Kritiken Konzert
Vom Ende aller Träume sang ein reifer Debütant
Die Winterreise Graz 21.10.2010
Kleine Zeitung
Adrian Eröd riskierte viel im Stefaniensaal
Seinen ersten Liederabend im Musikverein für Steiermark widmete der 1970 in Wien geborene, aber in Graz aufgewachsene Bariton Adrian Eröd Schuberts „Winterreise“. Und die Übung gelang. Franz Schuberts Vergeblichkeitsvision in 24 Stationen, die musikalische Strukturen als brüchig komponiert („Nebensonnen“) und Tonalitäten sprengt („Leidermann“), wurde vom höhensicheren Sänger ohne Gefühlsdrücker oder sonstige Interpretationstricks in einem Zuge durchgepeitscht.

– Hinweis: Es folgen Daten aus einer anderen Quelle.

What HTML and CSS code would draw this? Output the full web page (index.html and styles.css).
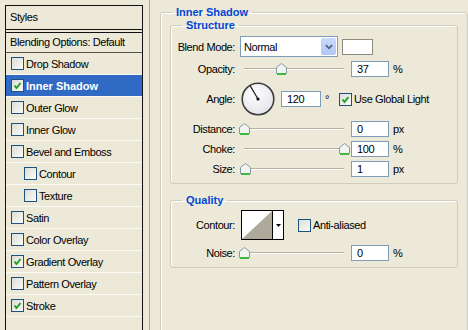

Als Ruhepol wirkte da manchmal nur die entrückt vollendete Gestaltung des Klavierparts durch Helmut Deutsch. Weichen Wohllaut brach Eröd schnell ironisch bis zynisch, Textdeklamation und Phrasierung gelangen ihm vorbildlich. Weder Hermann Preys naturburschenhafter Deutung noch Dietrich Fischer-Dieskaus Hyperinterpretation eifert Eröd nach. Sondern er erinnert in seinen besten Momenten („Das Wirtshaus“) in Klangfarbe und Agilität an die rapierscharfe Treffsicherheit von Gérard Souzay. Der Grazer Wirkungshorizont des Zyklus, den einst Hans Hotter markiert hatte, der in der letzten Dekade von Ulf Bästlein, Robert Holl und Thomas Quasthoff bewundernswert ausgedeutet worden war, wurde durch Adrian Eröd eindrucksvoll erweitert.